(The task): Copy each line holding the string "What".

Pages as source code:
[start]

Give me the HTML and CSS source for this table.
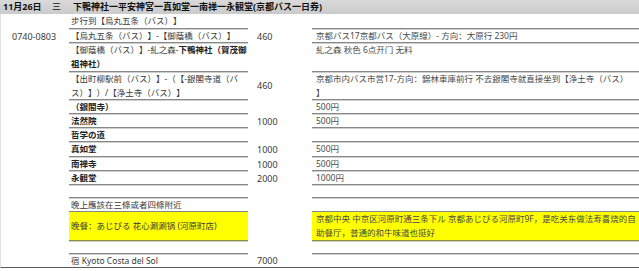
FILE: index.html
```html
<!DOCTYPE html>
<html lang="zh">
<head>
<meta charset="utf-8">
<title>11月26日</title>
<link rel="stylesheet" href="styles.css">
</head>
<body>
<div class="sheet">
  <div class="head">
    <span class="h-date">11月26日</span>
    <span class="h-day">三</span>
    <span class="h-title">下鴨神社一平安神宮一真如堂一南禅一永観堂(京都バス一日券)</span>
  </div>
  <div class="body">
    <div class="row r15">
      <div class="t"></div>
      <div class="m">步行到【烏丸五条（バス）】</div>
      <div class="p"></div>
      <div class="n"></div>
    </div>
    <div class="row">
      <div class="t">0740-0803</div>
      <div class="m">【烏丸五条（バス）】-【御蔭橋（バス）】</div>
      <div class="p">460</div>
      <div class="n">京都バス17京都バス（大原線）- 方向：大原行 230円</div>
    </div>
    <div class="row r2">
      <div class="t"></div>
      <div class="m">【御蔭橋（バス）】-糺之森-<b>下鴨神社（賀茂御<br>祖神社）</b></div>
      <div class="p"></div>
      <div class="n top">糺之森 秋色 6点开门 无料</div>
    </div>
    <div class="row r2b">
      <div class="t"></div>
      <div class="m">【出町柳駅前（バス）】-（【-銀閣寺道（バ<br>ス）】）/【浄土寺（バス）】</div>
      <div class="p">460</div>
      <div class="n">京都市内バス市営17-方向：錦林車庫前行 不去銀閣寺就直接坐到【浄土寺（バス）<br>】</div>
    </div>
    <div class="row">
      <div class="t"></div>
      <div class="m"><b>（銀閣寺）</b></div>
      <div class="p"></div>
      <div class="n">500円</div>
    </div>
    <div class="row">
      <div class="t"></div>
      <div class="m"><b>法然院</b></div>
      <div class="p">1000</div>
      <div class="n">500円</div>
    </div>
    <div class="row">
      <div class="t"></div>
      <div class="m"><b>哲学の道</b></div>
      <div class="p"></div>
      <div class="n"></div>
    </div>
    <div class="row r15">
      <div class="t"></div>
      <div class="m"><b>真如堂</b></div>
      <div class="p">1000</div>
      <div class="n">500円</div>
    </div>
    <div class="row">
      <div class="t"></div>
      <div class="m"><b>南禅寺</b></div>
      <div class="p">1000</div>
      <div class="n">500円</div>
    </div>
    <div class="row">
      <div class="t"></div>
      <div class="m"><b>永観堂</b></div>
      <div class="p">2000</div>
      <div class="n">1000円</div>
    </div>
    <div class="row">
      <div class="t"></div>
      <div class="m"></div>
      <div class="p"></div>
      <div class="n"></div>
    </div>
    <div class="row">
      <div class="t"></div>
      <div class="m">晚上應該在三條或者四條附近</div>
      <div class="p"></div>
      <div class="n"></div>
    </div>
    <div class="row r2 hl">
      <div class="t"></div>
      <div class="m">晚餐：あじびる 花心涮涮锅 (河原町店)</div>
      <div class="p"></div>
      <div class="n">京都中央 中京区河原町通三条下ル 京都あじびる河原町9F，是吃关东做法寿喜烧的自<br>助餐厅，普通的和牛味道也挺好</div>
    </div>
    <div class="row">
      <div class="t"></div>
      <div class="m"></div>
      <div class="p"></div>
      <div class="n"></div>
    </div>
    <div class="row last">
      <div class="t"></div>
      <div class="m">宿 Kyoto Costa del Sol</div>
      <div class="p">7000</div>
      <div class="n"></div>
    </div>
  </div>
</div>
</body>
</html>
```

FILE: styles.css
```css
html, body {
  margin: 0;
  padding: 0;
  background: #ffffff;
}

body {
  font-family: "Noto Sans", "Noto Sans CJK SC", "Noto Sans CJK JP", sans-serif;
  font-size: 8.5px;
  color: #3a3a3a;
  text-spacing-trim: space-all;
}

.sheet {
  width: 639px;
}

.head {
  display: flex;
  align-items: center;
  height: 14px;
  line-height: 14px;
  font-size: 9px;
  background: linear-gradient(#d9d9d9, #cbcbcb);
  color: #111;
}

.h-date {
  font-weight: bold;
  width: 49px;
  padding-left: 3px;
}

.h-day {
  width: 18px;
}

.h-title {
  font-weight: bold;
  padding-left: 3px;
}

.body {
  border-left: 1px solid #e2e2e2;
  border-bottom: 1px solid #5a5a5a;
}

.row {
  display: grid;
  grid-template-columns: 68px 179px 64px 327px;
  line-height: 13px;
  min-height: 13px;
}

.row.r15 {
  line-height: 14px;
  min-height: 14px;
}

.row.r2 {
  line-height: 14px;
}

.row.r2b {
  line-height: 13.5px;
}

.t {
  padding-left: 11px;
  font-size: 9px;
  display: flex;
  align-items: center;
}

.m {
  padding-left: 2px;
  border-bottom: 1px solid #888888;
  box-shadow: 0 1px 0 #cfcfcf;
  white-space: nowrap;
}

.p {
  padding-left: 9px;
  font-size: 9px;
  display: flex;
  align-items: center;
}

.n {
  padding-left: 4px;
  border-bottom: 1px solid #888888;
  box-shadow: 0 1px 0 #cfcfcf;
  white-space: nowrap;
  color: #4a4a4a;
}

.n.top {
  line-height: 14px;
}

b {
  color: #222;
}

.hl .m,
.hl .n {
  background: #ffff00;
  border-bottom-color: #8f8f3a;
}

.hl .m {
  display: flex;
  align-items: center;
}

.last .m,
.last .n {
  border-bottom: 0;
  box-shadow: none;
}
```
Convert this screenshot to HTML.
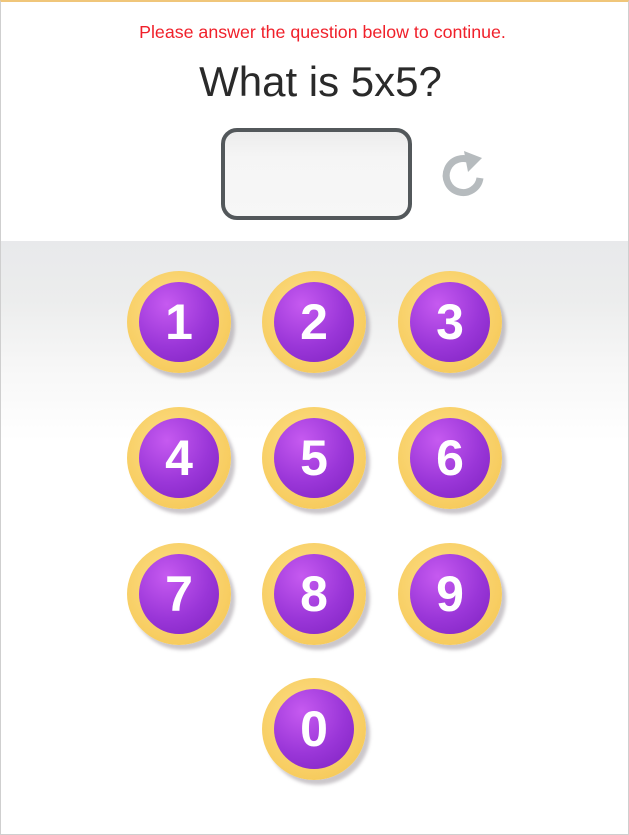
<!DOCTYPE html>
<html><head><meta charset="utf-8"><style>
html,body{margin:0;padding:0}
body{width:629px;height:834px;position:relative;overflow:hidden;background:#fff;font-family:"Liberation Sans",sans-serif}
.frame{position:absolute;left:0;top:0;width:627px;height:832px;border:1px solid #cfcfcf;border-top:2px solid #f0c67a}
.bg{position:absolute;left:1px;top:241px;width:627px;height:200px;background:linear-gradient(#e8e9eb 0%,#eceded 30%,#f6f6f6 60%,#fff 100%)}
.msg{position:absolute;top:22px;left:0;width:645px;text-align:center;color:#f0202a;font-size:17.8px}
.q{position:absolute;top:58px;left:0;width:641px;text-align:center;color:#2a2a2a;font-size:42px}
.box{position:absolute;left:221px;top:128px;width:183px;height:84px;border:4px solid #53585b;border-radius:16px;background:linear-gradient(#ececec,#f5f5f5 30%,#f7f7f7)}
.b{position:absolute;width:104px;height:102px;border-radius:50%;background:radial-gradient(circle at 45% 40%,#fde08a,#f7cc5f 70%,#f0c050);box-shadow:4px 5px 3px rgba(140,130,140,.45)}
.b i{position:absolute;left:12px;top:11px;width:80px;height:80px;border-radius:50%;background:radial-gradient(circle at 35% 28%,#c65af0,#9a36d8 55%,#7e22c0);font-style:normal;color:#fff;font-weight:bold;font-size:50px;line-height:80px;text-align:center;font-family:"Liberation Sans Narrow","Liberation Sans",sans-serif}
</style></head><body>
<div class="bg"></div>
<div class="frame"></div>
<div class="msg">Please answer the question below to continue.</div>
<div class="q">What is 5x5?</div>
<div class="box"></div>
<svg style="position:absolute;left:438px;top:148px" width="50" height="50" viewBox="0 0 50 50">
<path d="M34 13 A17 17 0 1 0 42 30" fill="none" stroke="#b6bbbe" stroke-width="7"/>
<polygon points="26,3 44,10 30,24" fill="#b6bbbe"/>
</svg>
<div class="b" style="left:127px;top:271px"><i>1</i></div>
<div class="b" style="left:262px;top:271px"><i>2</i></div>
<div class="b" style="left:398px;top:271px"><i>3</i></div>
<div class="b" style="left:127px;top:407px"><i>4</i></div>
<div class="b" style="left:262px;top:407px"><i>5</i></div>
<div class="b" style="left:398px;top:407px"><i>6</i></div>
<div class="b" style="left:127px;top:543px"><i>7</i></div>
<div class="b" style="left:262px;top:543px"><i>8</i></div>
<div class="b" style="left:398px;top:543px"><i>9</i></div>
<div class="b" style="left:262px;top:678px"><i>0</i></div>
</body></html>
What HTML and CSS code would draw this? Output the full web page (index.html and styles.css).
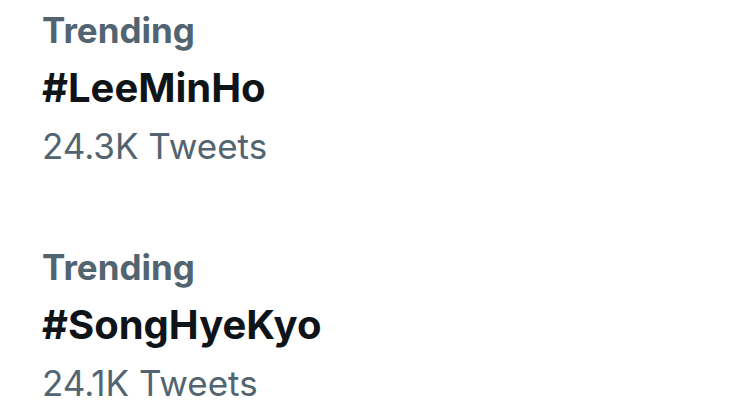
FILE: index.html
```html
<!DOCTYPE html>
<html lang="en">
<head>
    <meta charset="UTF-8">
    <meta name="viewport" content="width=device-width, initial-scale=1.0">
    <title>Trending</title>
    <link rel="stylesheet" href="styles.css">
</head>
<body>

    <!-- Lista de tendências -->
    <div class="trends">
        <div class="trend">
            <div class="trend-label">Trending</div>
            <div class="trend-tag">#LeeMinHo</div>
            <div class="trend-count">24.3K Tweets</div>
        </div>
        <div class="trend">
            <div class="trend-label">Trending</div>
            <div class="trend-tag">#SongHyeKyo</div>
            <div class="trend-count">24.1K Tweets</div>
        </div>
    </div>

</body>
</html>
```
FILE: styles.css
```css
* {
    box-sizing: border-box;
    margin: 0;
    padding: 0;
}

body {
    background-color: #ffffff;
    font-family: Inter, "Noto Sans", sans-serif;
    overflow: hidden;
}

.trends {
    display: flex;
    flex-direction: column;
    gap: 63px;
    padding: 1px 0 0 42px;
}

.trend {
    display: flex;
    flex-direction: column;
}

.trend-label {
    color: #536471;
    font-size: 35px;
    font-weight: 700;
    line-height: 58px;
}

.trend-tag {
    color: #0f1419;
    font-size: 40px;
    font-weight: 700;
    line-height: 58px;
}

.trend-count {
    color: #536471;
    font-size: 35px;
    font-weight: 400;
    line-height: 58px;
}
```
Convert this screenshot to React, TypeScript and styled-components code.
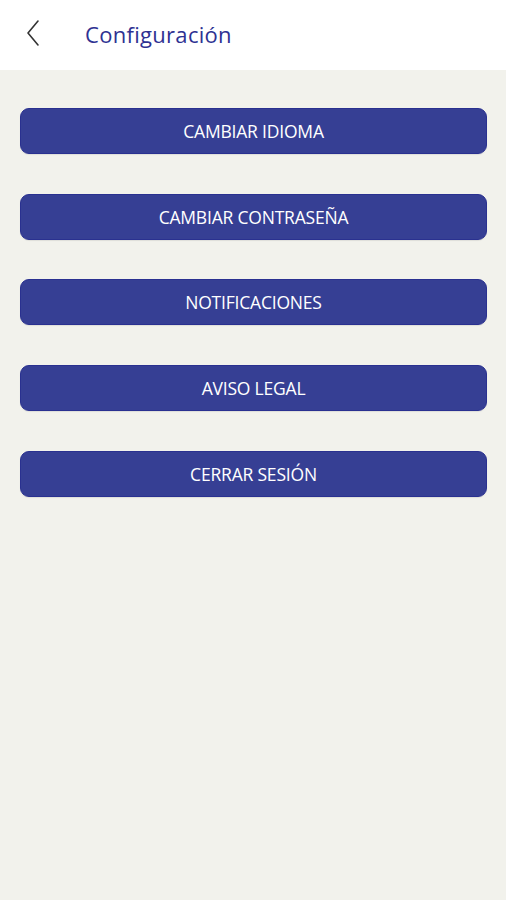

[end]

(The answer):
<div class="q">What is 5x5?</div>
What HTML and CSS code would draw this? Output the full web page (index.html and styles.css).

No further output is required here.